How many lines of the material below contain the string "screenshot"? Answer with the number and nothing else.

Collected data
++++++++
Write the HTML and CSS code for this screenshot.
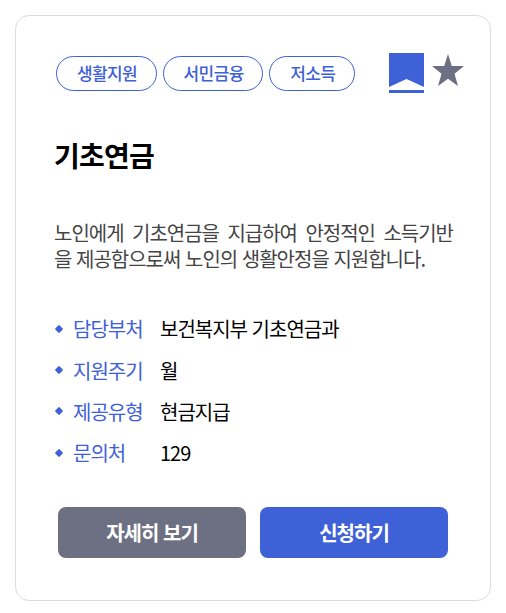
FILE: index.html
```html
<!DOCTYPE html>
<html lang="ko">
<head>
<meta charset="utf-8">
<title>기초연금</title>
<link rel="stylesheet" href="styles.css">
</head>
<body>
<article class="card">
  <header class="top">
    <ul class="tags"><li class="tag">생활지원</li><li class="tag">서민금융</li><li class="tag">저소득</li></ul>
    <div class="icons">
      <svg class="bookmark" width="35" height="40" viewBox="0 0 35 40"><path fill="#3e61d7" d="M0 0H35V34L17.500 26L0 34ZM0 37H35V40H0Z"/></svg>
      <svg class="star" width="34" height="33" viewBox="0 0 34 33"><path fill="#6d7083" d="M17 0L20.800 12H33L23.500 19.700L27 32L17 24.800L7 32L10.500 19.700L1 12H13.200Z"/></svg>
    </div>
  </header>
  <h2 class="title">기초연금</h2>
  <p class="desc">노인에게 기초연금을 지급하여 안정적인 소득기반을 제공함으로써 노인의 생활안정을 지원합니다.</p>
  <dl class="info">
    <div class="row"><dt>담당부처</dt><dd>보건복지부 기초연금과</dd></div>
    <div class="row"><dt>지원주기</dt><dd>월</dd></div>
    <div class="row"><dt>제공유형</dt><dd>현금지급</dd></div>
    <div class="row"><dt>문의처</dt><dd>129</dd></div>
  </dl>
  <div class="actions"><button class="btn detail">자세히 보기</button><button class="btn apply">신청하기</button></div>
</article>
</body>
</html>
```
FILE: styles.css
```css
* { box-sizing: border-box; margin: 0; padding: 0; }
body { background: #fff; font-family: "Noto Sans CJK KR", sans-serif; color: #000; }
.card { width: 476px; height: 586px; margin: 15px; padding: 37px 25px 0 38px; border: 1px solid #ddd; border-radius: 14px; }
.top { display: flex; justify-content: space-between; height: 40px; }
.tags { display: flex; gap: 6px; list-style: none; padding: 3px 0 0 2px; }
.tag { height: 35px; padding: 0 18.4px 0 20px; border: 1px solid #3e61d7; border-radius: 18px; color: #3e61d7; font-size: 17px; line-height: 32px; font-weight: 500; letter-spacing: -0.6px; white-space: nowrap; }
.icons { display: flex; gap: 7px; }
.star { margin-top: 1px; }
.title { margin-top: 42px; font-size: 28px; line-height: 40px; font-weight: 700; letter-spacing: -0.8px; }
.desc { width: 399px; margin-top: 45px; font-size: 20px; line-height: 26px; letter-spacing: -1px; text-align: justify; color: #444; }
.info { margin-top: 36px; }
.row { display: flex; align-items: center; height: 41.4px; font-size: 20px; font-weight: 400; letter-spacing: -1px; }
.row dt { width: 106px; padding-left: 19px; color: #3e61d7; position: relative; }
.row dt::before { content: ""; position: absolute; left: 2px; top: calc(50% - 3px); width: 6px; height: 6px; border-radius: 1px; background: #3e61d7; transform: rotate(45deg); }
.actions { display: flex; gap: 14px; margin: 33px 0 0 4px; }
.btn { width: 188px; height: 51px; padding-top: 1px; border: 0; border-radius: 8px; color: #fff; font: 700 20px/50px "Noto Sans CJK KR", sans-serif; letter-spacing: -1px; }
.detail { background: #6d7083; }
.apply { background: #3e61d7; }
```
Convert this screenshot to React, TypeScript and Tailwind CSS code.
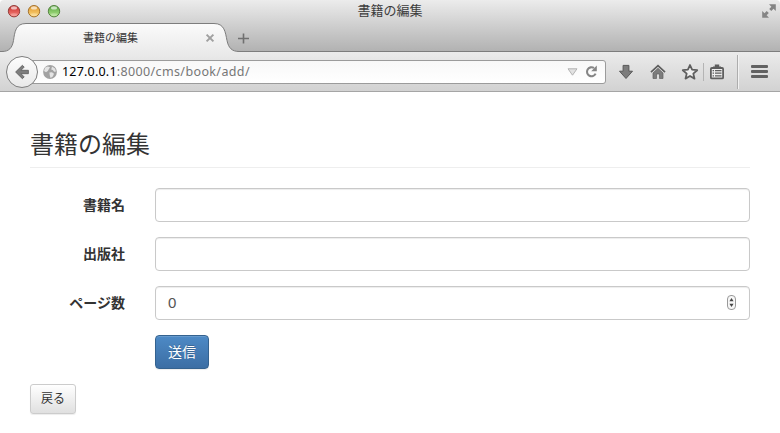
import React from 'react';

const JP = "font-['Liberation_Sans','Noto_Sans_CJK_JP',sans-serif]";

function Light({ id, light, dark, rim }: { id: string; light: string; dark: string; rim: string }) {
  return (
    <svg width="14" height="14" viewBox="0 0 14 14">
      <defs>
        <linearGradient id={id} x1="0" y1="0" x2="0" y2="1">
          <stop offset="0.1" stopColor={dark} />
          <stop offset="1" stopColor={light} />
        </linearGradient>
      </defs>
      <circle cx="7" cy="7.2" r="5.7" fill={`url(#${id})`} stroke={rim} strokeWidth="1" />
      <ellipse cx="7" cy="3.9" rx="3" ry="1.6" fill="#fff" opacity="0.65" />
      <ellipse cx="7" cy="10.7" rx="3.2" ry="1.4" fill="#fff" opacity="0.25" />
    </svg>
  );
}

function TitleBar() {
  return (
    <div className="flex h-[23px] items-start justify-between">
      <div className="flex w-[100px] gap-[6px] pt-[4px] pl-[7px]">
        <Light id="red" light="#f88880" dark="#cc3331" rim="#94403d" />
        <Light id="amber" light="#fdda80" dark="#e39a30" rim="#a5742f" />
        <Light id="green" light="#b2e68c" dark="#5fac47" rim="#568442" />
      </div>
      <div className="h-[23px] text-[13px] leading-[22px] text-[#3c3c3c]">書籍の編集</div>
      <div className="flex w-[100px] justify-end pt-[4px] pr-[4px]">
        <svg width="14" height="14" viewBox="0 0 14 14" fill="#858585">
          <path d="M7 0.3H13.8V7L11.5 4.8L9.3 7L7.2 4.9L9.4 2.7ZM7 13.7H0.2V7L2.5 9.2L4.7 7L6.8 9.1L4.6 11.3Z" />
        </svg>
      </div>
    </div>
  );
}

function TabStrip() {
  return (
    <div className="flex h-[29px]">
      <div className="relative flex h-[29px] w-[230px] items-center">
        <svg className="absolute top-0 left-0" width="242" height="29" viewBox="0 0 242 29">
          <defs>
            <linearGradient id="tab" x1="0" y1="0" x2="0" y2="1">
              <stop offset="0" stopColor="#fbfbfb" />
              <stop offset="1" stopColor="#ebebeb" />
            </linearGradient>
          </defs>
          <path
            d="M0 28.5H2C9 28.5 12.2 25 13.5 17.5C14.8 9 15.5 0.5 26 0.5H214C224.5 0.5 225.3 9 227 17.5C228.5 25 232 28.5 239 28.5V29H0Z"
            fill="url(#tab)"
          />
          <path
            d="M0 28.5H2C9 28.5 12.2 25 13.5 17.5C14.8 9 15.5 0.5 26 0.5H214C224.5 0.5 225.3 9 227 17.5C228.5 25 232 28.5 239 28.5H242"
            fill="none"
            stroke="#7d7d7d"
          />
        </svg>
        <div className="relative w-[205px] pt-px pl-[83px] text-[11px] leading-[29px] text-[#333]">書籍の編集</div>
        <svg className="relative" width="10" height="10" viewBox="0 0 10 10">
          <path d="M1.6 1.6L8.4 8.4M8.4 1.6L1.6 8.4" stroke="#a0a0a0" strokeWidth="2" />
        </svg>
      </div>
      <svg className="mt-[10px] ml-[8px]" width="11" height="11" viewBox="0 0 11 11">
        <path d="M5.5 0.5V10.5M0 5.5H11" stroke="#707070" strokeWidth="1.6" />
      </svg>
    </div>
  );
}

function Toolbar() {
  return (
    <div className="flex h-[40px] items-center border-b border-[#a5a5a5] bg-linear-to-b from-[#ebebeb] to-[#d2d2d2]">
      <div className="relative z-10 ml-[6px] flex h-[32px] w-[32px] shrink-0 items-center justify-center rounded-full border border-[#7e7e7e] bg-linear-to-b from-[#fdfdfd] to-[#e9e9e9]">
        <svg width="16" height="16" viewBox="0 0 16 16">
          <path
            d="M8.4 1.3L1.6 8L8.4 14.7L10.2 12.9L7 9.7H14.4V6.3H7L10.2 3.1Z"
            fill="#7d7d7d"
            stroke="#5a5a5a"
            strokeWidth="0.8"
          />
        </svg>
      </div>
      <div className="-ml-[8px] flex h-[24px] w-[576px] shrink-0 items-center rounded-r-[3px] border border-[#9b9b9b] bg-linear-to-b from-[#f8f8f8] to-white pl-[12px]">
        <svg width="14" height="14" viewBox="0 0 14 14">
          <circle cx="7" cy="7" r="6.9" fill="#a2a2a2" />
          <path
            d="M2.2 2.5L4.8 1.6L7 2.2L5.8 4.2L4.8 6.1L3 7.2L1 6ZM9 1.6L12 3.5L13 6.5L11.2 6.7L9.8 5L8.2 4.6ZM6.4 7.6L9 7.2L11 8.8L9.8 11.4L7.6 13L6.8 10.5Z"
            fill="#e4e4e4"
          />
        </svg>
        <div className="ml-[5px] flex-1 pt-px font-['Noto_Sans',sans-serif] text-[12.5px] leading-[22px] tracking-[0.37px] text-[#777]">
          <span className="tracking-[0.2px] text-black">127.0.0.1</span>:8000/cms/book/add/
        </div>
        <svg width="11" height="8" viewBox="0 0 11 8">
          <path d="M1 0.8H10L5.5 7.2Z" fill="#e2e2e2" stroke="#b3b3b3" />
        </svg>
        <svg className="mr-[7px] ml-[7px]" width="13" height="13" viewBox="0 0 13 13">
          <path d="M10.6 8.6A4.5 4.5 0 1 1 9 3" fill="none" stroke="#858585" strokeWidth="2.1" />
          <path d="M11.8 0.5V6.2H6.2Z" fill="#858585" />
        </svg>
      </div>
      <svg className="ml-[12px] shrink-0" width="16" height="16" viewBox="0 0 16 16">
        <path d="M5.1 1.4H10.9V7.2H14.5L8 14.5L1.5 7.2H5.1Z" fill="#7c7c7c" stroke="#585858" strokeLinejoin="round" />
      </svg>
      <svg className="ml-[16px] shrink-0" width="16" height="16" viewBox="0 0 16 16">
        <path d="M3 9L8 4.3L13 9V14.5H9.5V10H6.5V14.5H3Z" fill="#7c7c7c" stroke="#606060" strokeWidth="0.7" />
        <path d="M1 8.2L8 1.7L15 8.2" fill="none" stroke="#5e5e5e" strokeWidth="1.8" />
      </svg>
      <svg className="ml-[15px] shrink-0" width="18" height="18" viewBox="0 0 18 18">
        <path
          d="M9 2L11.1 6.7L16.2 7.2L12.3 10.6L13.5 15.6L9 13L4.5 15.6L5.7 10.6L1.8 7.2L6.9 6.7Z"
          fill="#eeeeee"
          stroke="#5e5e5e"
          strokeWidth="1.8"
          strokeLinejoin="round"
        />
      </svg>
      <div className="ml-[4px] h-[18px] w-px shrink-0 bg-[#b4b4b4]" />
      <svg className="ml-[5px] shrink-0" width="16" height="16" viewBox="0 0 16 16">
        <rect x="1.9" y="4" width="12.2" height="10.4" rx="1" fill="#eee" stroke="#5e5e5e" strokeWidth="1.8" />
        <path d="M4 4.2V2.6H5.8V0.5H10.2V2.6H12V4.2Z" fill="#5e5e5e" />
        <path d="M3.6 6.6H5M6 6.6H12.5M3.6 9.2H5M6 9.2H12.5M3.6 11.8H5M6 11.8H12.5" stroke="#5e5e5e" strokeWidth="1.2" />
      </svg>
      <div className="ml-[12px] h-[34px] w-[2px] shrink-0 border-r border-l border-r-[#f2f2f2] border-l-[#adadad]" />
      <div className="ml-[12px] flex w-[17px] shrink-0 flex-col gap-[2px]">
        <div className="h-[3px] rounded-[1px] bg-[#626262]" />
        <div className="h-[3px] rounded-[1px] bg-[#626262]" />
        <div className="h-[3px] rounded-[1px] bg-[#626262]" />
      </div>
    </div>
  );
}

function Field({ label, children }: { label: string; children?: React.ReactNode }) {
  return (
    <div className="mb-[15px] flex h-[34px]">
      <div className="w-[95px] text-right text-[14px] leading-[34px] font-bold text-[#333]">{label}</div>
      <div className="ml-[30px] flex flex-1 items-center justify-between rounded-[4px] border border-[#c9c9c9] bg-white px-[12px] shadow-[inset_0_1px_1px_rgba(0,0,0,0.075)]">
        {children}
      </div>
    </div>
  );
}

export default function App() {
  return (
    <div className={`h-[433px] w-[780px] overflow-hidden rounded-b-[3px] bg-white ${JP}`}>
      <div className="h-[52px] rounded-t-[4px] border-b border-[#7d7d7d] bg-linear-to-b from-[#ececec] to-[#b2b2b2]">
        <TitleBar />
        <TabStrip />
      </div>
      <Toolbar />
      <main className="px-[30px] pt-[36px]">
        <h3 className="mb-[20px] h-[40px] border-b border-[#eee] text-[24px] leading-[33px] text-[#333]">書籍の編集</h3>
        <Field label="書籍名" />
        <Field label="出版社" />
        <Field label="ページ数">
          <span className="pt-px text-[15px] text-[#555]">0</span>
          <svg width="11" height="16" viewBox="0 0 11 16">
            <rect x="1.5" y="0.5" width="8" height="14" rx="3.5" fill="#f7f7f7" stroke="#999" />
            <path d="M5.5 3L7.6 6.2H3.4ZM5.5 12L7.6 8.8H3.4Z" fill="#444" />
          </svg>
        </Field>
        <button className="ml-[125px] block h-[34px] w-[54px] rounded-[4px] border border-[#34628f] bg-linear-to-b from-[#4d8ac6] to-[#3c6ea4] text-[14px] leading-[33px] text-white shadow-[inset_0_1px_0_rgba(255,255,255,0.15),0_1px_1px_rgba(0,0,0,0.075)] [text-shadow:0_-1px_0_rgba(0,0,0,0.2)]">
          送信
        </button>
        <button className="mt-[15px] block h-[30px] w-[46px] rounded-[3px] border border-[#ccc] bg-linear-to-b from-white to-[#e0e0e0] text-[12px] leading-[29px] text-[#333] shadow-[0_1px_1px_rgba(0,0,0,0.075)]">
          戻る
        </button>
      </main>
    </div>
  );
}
++++++++
== CORRECT ANSWER ==
2